Flesh Shadows Or SF Horror Uses For The Worst Plastic Army Men

 Among my recent army men acquisitions were some flat and tall modern army men that were certainly among the most horrible toy soldiers I have ever seen! But you know the saying, 'Everything is beautiful in its own way'. Really, even leeches, fly maggots, rotting carcasses and dog poop? Well, have a look at some Warhammer Chaos Nurgle models covered in pustules and yucky stuff. Yeah they are beautiful in a warped kind of way.

  Being a regular reader of the blog, Death Zap, also inspired me to create some SF horror figures from even crude cheapo plastic toy soldiers.

  Anyway, back to my skinny, distorted army men. So, this is the back story: Some evil government/private corporation/aliens have been fiddling around with artificial life forms for use in military applications. The resultant creatures mimic what they are programmed to, in this case soldiers. They take their outward appearance but retain the fleshy form. Clothes and skin, equally, have the same pinkish color. Only the weapons are not organic.

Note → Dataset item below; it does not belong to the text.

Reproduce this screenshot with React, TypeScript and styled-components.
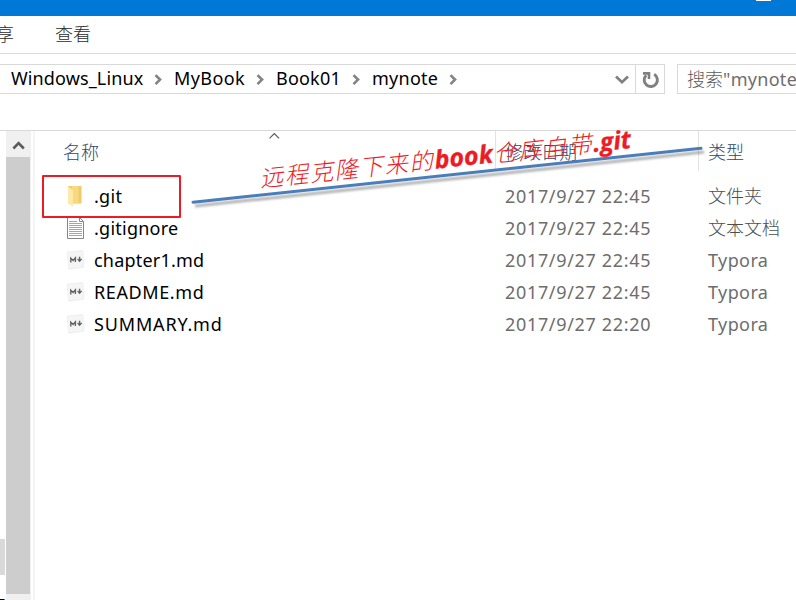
import React from 'react';
import styled, { createGlobalStyle } from 'styled-components';

const GlobalStyle = createGlobalStyle`
  * { box-sizing: border-box; }
  html, body { margin: 0; padding: 0; overflow: hidden; background: #fff; }
  body { font: 300 18px/24px "Noto Sans", "Noto Sans CJK SC", sans-serif; white-space: nowrap; }
`;

const Window = styled.div`
  position: relative;
  width: 796px;
  height: 600px;
  overflow: hidden;
  display: flex;
  flex-direction: column;
  background: #fff;
`;

const TitleBar = styled.div`
  height: 16px;
  flex: none;
  padding-left: 756px;
  background: #0078d7;
`;

const MinimizeGlyph = styled.div`
  width: 15px;
  height: 1px;
  background: #fff;
`;

const RibbonTabs = styled.div`
  height: 38px;
  flex: none;
  display: flex;
  align-items: center;
  gap: 41px;
  margin-left: -4px;
  padding-bottom: 2px;
  border-bottom: 1px solid #dadada;
  color: #2b2b2b;
`;

const Tab = styled.span`
  width: 37px;
  &:first-child { width: 18px; }
`;

const NavRow = styled.div`
  height: 77px;
  flex: none;
  display: flex;
  align-items: flex-start;
  gap: 12px;
  padding-top: 10px;
  border-bottom: 1px solid #d9d9d9;
`;

const AddressBox = styled.div`
  width: 665px;
  flex: none;
  height: 30px;
  display: flex;
  align-items: center;
  border: 1px solid #d9d9d9;
  border-left: 0;
`;

const Crumbs = styled.div`
  flex: 1;
  display: flex;
  align-items: center;
  padding-left: 11px;
  color: #000;
`;

const Crumb = styled.span<{ $width: number; $spacing: number }>`
  width: ${p => p.$width}px;
  height: 28px;
  line-height: 27px;
  font-weight: 400;
  letter-spacing: ${p => p.$spacing}px;
`;

const DropdownCell = styled.div`
  width: 28px;
  display: flex;
  justify-content: center;
  padding-left: 1px;
`;

const RefreshCell = styled.div`
  width: 29px;
  height: 28px;
  display: flex;
  align-items: center;
  justify-content: center;
  padding: 1px 0 0 2px;
  border-left: 1px solid #d9d9d9;
`;

const SearchBox = styled.div`
  flex: 1;
  min-width: 0;
  height: 30px;
  overflow: hidden;
  padding-left: 9px;
  border: 1px solid #d9d9d9;
  border-right: 0;
  line-height: 28px;
  color: #5d5d5d;
`;

const SearchTerm = styled.span`
  font-weight: 400;
  letter-spacing: 0.3px;
  color: #6d6d6d;
`;

const Body = styled.div`
  flex: 1;
  display: flex;
  min-height: 0;
`;

const NavPane = styled.div`
  width: 6px;
  display: flex;
  flex-direction: column;
  padding-top: 408px;
`;

const NavThumb = styled.div`
  width: 5px;
  height: 36px;
  background: #d9d9d9;
`;

const NavEdge = styled.div`
  width: 5px;
  height: 1px;
  margin-top: 24px;
  background: linear-gradient(90deg, #000 4px, #2d8bc0 4px);
`;

const Scrollbar = styled.div`
  width: 25px;
  background: #f0f0f0;
`;

const ScrollUp = styled.div`
  height: 26px;
  display: flex;
  align-items: center;
  justify-content: center;
  padding-top: 2px;
`;

const ScrollThumb = styled.div`
  width: 24px;
  height: 437px;
  background: #cdcdcd;
`;

const PaneDivider = styled.div`
  width: 2px;
  margin-left: 2px;
  background: #f5f5f5;
`;

const FileList = styled.div`
  flex: 1;
  min-width: 0;
`;

const columns = 'display: grid; grid-template-columns: 461px 203px 1fr;';

const HeaderRow = styled.div`
  ${columns}
  height: 40px;
  margin-bottom: 9px;
  color: #2f4668;
`;

const HeaderCell = styled.div`
  position: relative;
  padding: 9px 0 0 9px;
  border-right: 1px solid #e2e2e2;
  &:first-child { padding-left: 28px; }
  &:last-child { border-right: 0; }
`;

const SortMark = styled.svg`
  position: absolute;
  left: 234px;
  top: 1px;
`;

const FileRow = styled.div`
  ${columns}
  height: 32px;
  align-items: center;
  color: #6d6d6d;
`;

const NameCell = styled.div`
  display: flex;
  align-items: center;
  padding-left: 30px;
  color: #000;
  font-weight: 400;
`;

const IconSlot = styled.span`
  width: 29px;
  height: 24px;
  display: flex;
  align-items: center;
`;

const FileName = styled.span<{ $spacing: number }>`
  letter-spacing: ${p => p.$spacing}px;
`;

const DateCell = styled.div`
  padding-left: 9px;
  letter-spacing: 0.67px;
  font-weight: 400;
`;

const TypeCell = styled.div<{ $latin: boolean }>`
  padding-left: 9px;
  font-weight: ${p => (p.$latin ? 400 : 300)};
  letter-spacing: ${p => (p.$latin ? 0.4 : 0)}px;
  color: ${p => (p.$latin ? '#6d6d6d' : '#4d4d4d')};
`;

const Highlight = styled.div`
  position: absolute;
  left: 42px;
  top: 175px;
  width: 139px;
  height: 43px;
  border: 2px solid #ed1c24;
  border-radius: 1px;
`;

const Arrow = styled.svg`
  position: absolute;
  left: 0;
  top: 0;
  pointer-events: none;
`;

const Note = styled.div`
  position: absolute;
  left: 261px;
  top: 162px;
  display: flex;
  align-items: baseline;
  transform: rotate(-6deg);
  transform-origin: 0 100%;
  color: #ed1c24;
  line-height: 30px;
  font-style: italic;
`;

const NoteCjk = styled.span<{ $width: number }>`
  width: ${p => p.$width}px;
  font-family: "Noto Sans CJK SC", sans-serif;
  font-size: 23.5px;
  font-weight: 300;
  letter-spacing: 1.6px;
`;

const NoteLatin = styled.span<{ $width: number }>`
  width: ${p => p.$width}px;
  font-family: "Open Sans", "Noto Sans", sans-serif;
  font-size: 25px;
  font-weight: 700;
  letter-spacing: 0;
  -webkit-text-stroke: 0.3px #ed1c24;
`;

const Chevron = () => (
  <svg width="31" height="14" viewBox="0 0 31 14">
    <path d="M12.5 3.1 L17 7.6 L12.5 12.1" fill="none" stroke="#848484" strokeWidth="2.7" />
  </svg>
);

const FolderIcon = () => (
  <svg width="20" height="24" viewBox="0 0 20 24">
    <path d="M3 2h13.5v17.5H7z" fill="#f2cb68" />
    <path d="M7 2h6.5v17.5H7z" fill="#f8d980" />
    <path d="M3 2.5l5 3.5V22.5l-5-3z" fill="#ffe9a6" />
  </svg>
);

const TextIcon = () => (
  <svg width="20" height="24" viewBox="0 0 20 24">
    <path d="M2.5 1.5h12l4 4v17h-16z" fill="#fff" stroke="#858585" />
    <path d="M14.5 1.5v4h4" fill="none" stroke="#858585" />
    <path
      d="M4 5.5h8M4 7.5h13M4 9.5h13M4 11.5h13M4 13.5h13M4 15.5h13M4 17.5h13M4 19.5h13"
      stroke="#a4a4a4"
    />
  </svg>
);

const MarkdownIcon = () => (
  <svg width="20" height="24" viewBox="0 0 20 24">
    <path d="M2 4l16-2 1.2 17.5L3.5 22z" fill="#f1f1f1" />
    <path d="M2 4l16-1v16L4 21z" fill="#f5f5f5" stroke="#ececec" strokeWidth=".6" />
    <path d="M5.8 14.4v-4.2l2.3 2.2 2.3-2.5v4.2" fill="none" stroke="#646464" strokeWidth="1.4" />
    <path d="M14.6 8.7v4.4M12.6 11.1l2 2.1 2-2.3" fill="none" stroke="#646464" strokeWidth="1.4" />
  </svg>
);

const icons = { folder: FolderIcon, text: TextIcon, markdown: MarkdownIcon };

const files: { name: string; icon: keyof typeof icons; date: string; type: string; spacing: number }[] = [
  { name: '.git', icon: 'folder', date: '2017/9/27 22:45', type: '文件夹', spacing: 0.3 },
  { name: '.gitignore', icon: 'text', date: '2017/9/27 22:45', type: '文本文档', spacing: 0.25 },
  { name: 'chapter1.md', icon: 'markdown', date: '2017/9/27 22:45', type: 'Typora', spacing: 0.2 },
  { name: 'README.md', icon: 'markdown', date: '2017/9/27 22:45', type: 'Typora', spacing: 0.6 },
  { name: 'SUMMARY.md', icon: 'markdown', date: '2017/9/27 22:20', type: 'Typora', spacing: 0.85 },
];

const crumbs = [
  { label: 'Windows_Linux', width: 132, spacing: 0.12 },
  { label: 'MyBook', width: 71, spacing: 0.4 },
  { label: 'Book01', width: 65, spacing: 0.2 },
  { label: 'mynote', width: 66, spacing: 0.25 },
];

export default function App() {
  return (
    <>
      <GlobalStyle />
      <Window>
        <TitleBar><MinimizeGlyph /></TitleBar>
        <RibbonTabs>
          <Tab>享</Tab>
          <Tab>查看</Tab>
        </RibbonTabs>
        <NavRow>
          <AddressBox>
            <Crumbs>
              {crumbs.map(c => (
                <React.Fragment key={c.label}>
                  <Crumb $width={c.width} $spacing={c.spacing}>{c.label}</Crumb>
                  <Chevron />
                </React.Fragment>
              ))}
            </Crumbs>
            <DropdownCell>
              <svg width="16" height="12" viewBox="0 0 16 12">
                <path d="M2 3.6l6 5.6 6-5.6" fill="none" stroke="#808080" strokeWidth="2.8" />
              </svg>
            </DropdownCell>
            <RefreshCell>
              <svg width="18" height="18" viewBox="0 0 18 18">
                <path d="M12.2 3.3A6.6 6.6 0 1 1 4.2 4.2" fill="none" stroke="#808080" strokeWidth="2.9" />
                <path d="M1 1h7.3v7H5.7V3.7H1z" fill="#808080" />
              </svg>
            </RefreshCell>
          </AddressBox>
          <SearchBox>搜索<SearchTerm>"mynote"</SearchTerm></SearchBox>
        </NavRow>
        <Body>
          <NavPane>
            <NavThumb />
            <NavEdge />
          </NavPane>
          <Scrollbar>
            <ScrollUp>
              <svg width="14" height="12" viewBox="0 0 14 12">
                <path d="M1.4 9.5L6.6 4.2l5.2 5.3" fill="none" stroke="#5c5c5c" strokeWidth="2.6" />
              </svg>
            </ScrollUp>
            <ScrollThumb />
          </Scrollbar>
          <PaneDivider />
          <FileList>
            <HeaderRow>
              <HeaderCell>
                名称
                <SortMark width="12" height="8" viewBox="0 0 12 8">
                  <path d="M.5 6.3L5.3 1.5l4.8 4.8" fill="none" stroke="#555" strokeWidth="1.1" />
                </SortMark>
              </HeaderCell>
              <HeaderCell>修改日期</HeaderCell>
              <HeaderCell>类型</HeaderCell>
            </HeaderRow>
            {files.map(f => {
              const Icon = icons[f.icon];
              return (
                <FileRow key={f.name}>
                  <NameCell>
                    <IconSlot><Icon /></IconSlot>
                    <FileName $spacing={f.spacing}>{f.name}</FileName>
                  </NameCell>
                  <DateCell>{f.date}</DateCell>
                  <TypeCell $latin={f.icon === 'markdown'}>{f.type}</TypeCell>
                </FileRow>
              );
            })}
          </FileList>
        </Body>
        <Highlight />
        <Arrow width="796" height="230" viewBox="0 0 796 230">
          <defs>
            <filter id="soft" x="-5%" y="-50%" width="110%" height="200%">
              <feGaussianBlur stdDeviation="1.3" />
            </filter>
          </defs>
          <path d="M195 206L704 152" stroke="#000" strokeOpacity=".3" strokeWidth="3" filter="url(#soft)" />
          <path d="M193 202.2L701 148.3" stroke="#4a7ebb" strokeWidth="3" strokeLinecap="round" />
        </Arrow>
        <Note>
          <NoteCjk $width={176}>远程克隆下来的</NoteCjk>
          <NoteLatin $width={59}>book</NoteLatin>
          <NoteCjk $width={100}>仓库自带</NoteCjk>
          <NoteLatin $width={42}>.git</NoteLatin>
        </Note>
      </Window>
    </>
  );
}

  The Flesh Shadows are deadly in close combat and resistant to bullets. They must be shot with enough bullets to cut them into pieces. Some varieties of these organic weapons will even rejoin and continue to fight. Flame throwers and napalm are the most effective weapons against them. In fact, a resurgence of the use of flame throwers has occurred in mid to late 21st century battlefields.

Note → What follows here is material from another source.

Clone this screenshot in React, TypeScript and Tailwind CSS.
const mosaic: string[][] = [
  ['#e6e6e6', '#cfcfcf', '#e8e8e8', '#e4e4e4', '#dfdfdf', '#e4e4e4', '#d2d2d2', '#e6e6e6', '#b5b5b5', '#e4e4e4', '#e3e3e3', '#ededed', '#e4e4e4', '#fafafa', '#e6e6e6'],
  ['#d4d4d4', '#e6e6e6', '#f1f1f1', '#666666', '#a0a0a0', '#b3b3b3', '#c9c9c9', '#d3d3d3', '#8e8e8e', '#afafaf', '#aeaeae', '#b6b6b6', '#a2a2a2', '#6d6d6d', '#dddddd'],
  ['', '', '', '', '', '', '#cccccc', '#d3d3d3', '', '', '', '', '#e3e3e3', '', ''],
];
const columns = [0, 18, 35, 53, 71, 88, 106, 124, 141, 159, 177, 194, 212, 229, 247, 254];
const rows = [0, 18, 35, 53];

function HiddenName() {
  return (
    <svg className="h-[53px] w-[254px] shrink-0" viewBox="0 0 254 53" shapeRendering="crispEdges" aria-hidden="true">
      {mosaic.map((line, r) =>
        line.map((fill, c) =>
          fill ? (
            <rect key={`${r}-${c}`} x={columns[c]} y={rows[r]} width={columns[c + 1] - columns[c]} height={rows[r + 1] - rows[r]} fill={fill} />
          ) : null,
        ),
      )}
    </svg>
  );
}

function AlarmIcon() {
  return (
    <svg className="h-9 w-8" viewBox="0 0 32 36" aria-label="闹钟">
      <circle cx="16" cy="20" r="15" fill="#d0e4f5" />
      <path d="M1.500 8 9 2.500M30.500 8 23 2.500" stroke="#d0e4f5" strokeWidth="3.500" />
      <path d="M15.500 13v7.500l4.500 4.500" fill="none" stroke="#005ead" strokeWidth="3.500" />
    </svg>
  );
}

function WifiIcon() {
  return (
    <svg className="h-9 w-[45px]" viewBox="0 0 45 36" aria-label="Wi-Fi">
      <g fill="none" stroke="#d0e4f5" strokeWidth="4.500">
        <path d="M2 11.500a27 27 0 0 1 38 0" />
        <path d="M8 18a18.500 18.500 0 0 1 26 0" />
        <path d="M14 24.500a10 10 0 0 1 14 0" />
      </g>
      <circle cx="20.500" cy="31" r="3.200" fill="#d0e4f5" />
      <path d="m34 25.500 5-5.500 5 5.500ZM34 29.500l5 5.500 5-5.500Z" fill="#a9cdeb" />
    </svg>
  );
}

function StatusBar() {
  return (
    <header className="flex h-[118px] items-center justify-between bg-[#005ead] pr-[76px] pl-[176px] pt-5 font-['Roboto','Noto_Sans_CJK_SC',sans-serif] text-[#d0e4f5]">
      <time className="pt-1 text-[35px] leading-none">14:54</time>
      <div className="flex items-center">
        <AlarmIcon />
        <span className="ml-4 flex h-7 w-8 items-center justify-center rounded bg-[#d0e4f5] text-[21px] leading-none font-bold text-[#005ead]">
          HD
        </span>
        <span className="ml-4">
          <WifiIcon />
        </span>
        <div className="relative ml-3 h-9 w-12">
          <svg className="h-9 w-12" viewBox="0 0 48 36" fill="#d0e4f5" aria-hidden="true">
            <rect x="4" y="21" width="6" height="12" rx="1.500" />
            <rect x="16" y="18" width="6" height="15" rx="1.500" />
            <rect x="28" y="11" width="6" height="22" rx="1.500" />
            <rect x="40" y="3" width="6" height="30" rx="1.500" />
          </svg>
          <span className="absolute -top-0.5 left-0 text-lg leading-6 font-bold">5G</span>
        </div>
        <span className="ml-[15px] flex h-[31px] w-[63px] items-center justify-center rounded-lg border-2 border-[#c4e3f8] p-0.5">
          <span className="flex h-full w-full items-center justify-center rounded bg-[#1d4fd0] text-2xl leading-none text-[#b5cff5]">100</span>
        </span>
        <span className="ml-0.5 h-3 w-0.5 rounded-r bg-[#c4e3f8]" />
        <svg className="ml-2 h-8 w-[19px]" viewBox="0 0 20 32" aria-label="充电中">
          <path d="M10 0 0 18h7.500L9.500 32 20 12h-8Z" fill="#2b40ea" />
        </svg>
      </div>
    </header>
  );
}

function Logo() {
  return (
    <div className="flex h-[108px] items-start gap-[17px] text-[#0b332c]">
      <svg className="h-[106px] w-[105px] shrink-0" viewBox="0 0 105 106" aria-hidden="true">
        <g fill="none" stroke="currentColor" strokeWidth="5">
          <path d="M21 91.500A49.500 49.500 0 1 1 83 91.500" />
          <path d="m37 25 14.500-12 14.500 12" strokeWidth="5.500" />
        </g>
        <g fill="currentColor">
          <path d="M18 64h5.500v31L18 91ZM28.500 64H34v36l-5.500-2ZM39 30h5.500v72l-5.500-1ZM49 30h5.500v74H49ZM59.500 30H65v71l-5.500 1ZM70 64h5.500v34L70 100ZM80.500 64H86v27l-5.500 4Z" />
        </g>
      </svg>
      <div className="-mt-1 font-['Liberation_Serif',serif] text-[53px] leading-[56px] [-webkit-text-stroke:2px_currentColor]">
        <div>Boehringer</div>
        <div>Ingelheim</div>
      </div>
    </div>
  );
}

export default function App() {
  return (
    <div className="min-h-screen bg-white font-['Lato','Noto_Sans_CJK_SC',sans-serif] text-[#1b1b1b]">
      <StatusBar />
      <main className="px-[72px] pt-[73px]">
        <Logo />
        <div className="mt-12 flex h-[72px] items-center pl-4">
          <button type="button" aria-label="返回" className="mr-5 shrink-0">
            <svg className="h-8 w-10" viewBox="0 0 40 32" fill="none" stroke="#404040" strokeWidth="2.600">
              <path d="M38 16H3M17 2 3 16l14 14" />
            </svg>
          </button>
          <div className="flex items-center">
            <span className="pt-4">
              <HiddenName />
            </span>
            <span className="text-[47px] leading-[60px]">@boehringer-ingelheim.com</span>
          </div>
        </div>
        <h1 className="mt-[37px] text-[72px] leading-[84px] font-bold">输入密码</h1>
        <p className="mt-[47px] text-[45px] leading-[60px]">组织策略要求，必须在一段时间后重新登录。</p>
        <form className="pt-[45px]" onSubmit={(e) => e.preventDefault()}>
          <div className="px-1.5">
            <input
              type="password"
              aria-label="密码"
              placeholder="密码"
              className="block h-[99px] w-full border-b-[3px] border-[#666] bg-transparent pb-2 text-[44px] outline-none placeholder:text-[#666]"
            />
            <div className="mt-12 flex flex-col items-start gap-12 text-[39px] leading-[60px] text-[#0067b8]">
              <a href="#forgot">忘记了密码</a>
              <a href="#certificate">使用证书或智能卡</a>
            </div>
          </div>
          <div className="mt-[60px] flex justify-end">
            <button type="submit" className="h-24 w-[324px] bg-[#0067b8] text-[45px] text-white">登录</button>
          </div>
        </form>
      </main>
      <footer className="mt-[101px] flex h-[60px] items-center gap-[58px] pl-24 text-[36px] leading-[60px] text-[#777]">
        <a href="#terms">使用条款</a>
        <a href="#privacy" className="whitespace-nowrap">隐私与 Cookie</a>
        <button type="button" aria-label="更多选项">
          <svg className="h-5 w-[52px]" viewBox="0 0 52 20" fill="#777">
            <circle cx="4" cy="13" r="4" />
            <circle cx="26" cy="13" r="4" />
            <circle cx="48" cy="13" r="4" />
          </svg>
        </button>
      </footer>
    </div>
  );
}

   The creatures will have some resemblance to zombies as they suffer no bad morale and are relentless. I will make them effective in close combat but poor at shooting.








The paint was a crimson wash over white with light pinkish white dry brushing.


Comments

  1. I got these for my oldest son years ago, but we thought that they were so horrible that we used them for targets for BB-gun shooting. We put up a squad each and used for targets. The first one to eliminate a squad 'won'. I remember the plastic was quite brittle so the soldiers broke when they were hit.
    Reading your post, I regret I didn't keep some to make a 'zombie-squad'.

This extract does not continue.